Le rôle des organisations syndicales est de porter ces thèmes au niveau des entreprises et des négociations nationales. La force de frappe des syndicats est cependant relativement faible. Sans préjuger d'autres formes d'action, il est nécessaire de rappeler que quantitativement, les conflits sociaux (évalués en l'occurrence par le nombre de jours de grève) évoluent inversement à la courbe du chômage. La création d'emploi a donc une influence sur la quantité de jours de débrayage. En 1988, 1 095 000 journées de grève étaient comptabilisées. En 2001, on n'en compte plus que 700 000 journées2 . La chute est quasi continue depuis les années 1970.
En période de crise, a fortiori, les relations sociales sont plus tendues. Le rapport de force est favorable aux entreprises, mais, parallèlement, les opportunités de conflits sociaux se multiplient : plans sociaux, insatisfaction quant aux conditions de travail et au niveau des rémunérations, etc. Des conditions économiques défavorables augmentent les chances de radicalisation des conflits.
Toutes ces considérations pourraient amener à penser que le marché du travail est uniforme et que la crise généralise ces comportements. Cette vision serait pourtant partielle. En effet, même durant les périodes les plus difficiles, des problèmes de pénurie de main-d'œuvre peuvent perdurer. Le secteur du BTP en est une exemple : bien que la demande de compétences soit importante, on constate des difficultés de recrutement. Celles-ci ne sont pas compensées par des entrées importantes dans le secteur d'activité : la baisse du nombre de jeunes inscrits dans des formations (lycée professionnel ou alternance) est de 3,28% entre 2000 et 2001.

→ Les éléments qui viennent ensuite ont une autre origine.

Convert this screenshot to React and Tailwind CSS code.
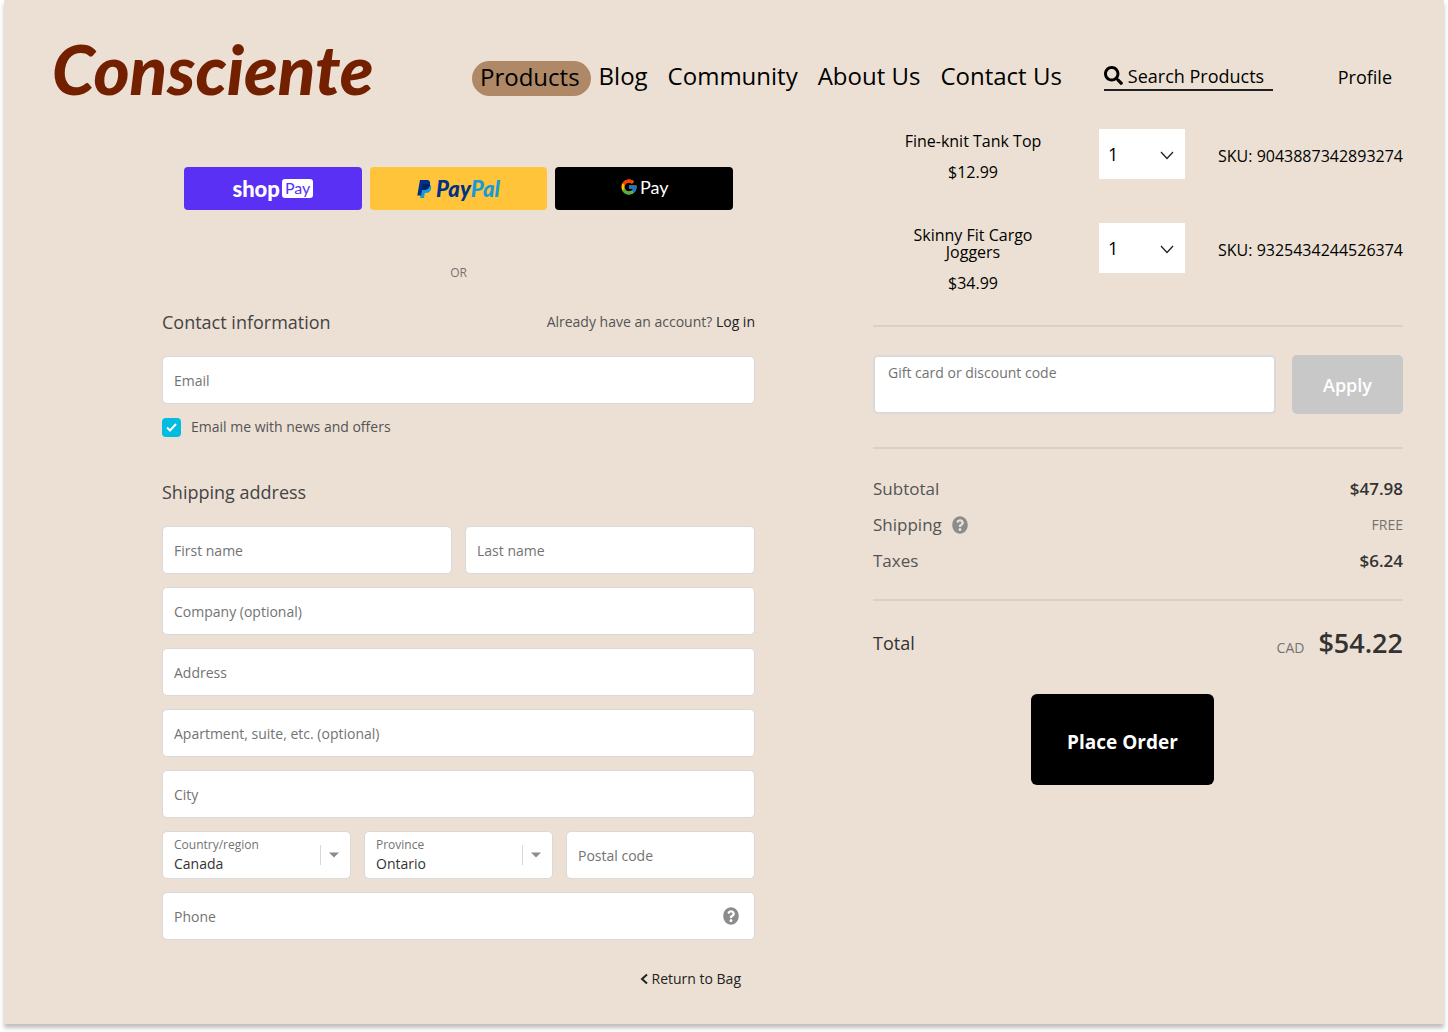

L'offre de travail peut s'avérer faible car des emplois sont peu attractifs : la pénibilité importante des tâches, l'image dégradée du métier, les problèmes de mobilité, de qualité du management ou de niveau de rémunération, etc. peuvent fortement diminuer le nombre de candidats, ainsi que leur niveau d'adaptation. Ceci peut expliquer pourquoi, même en période de crise, certains employeurs éprouvent de réelles difficultés à pourvoir des emplois.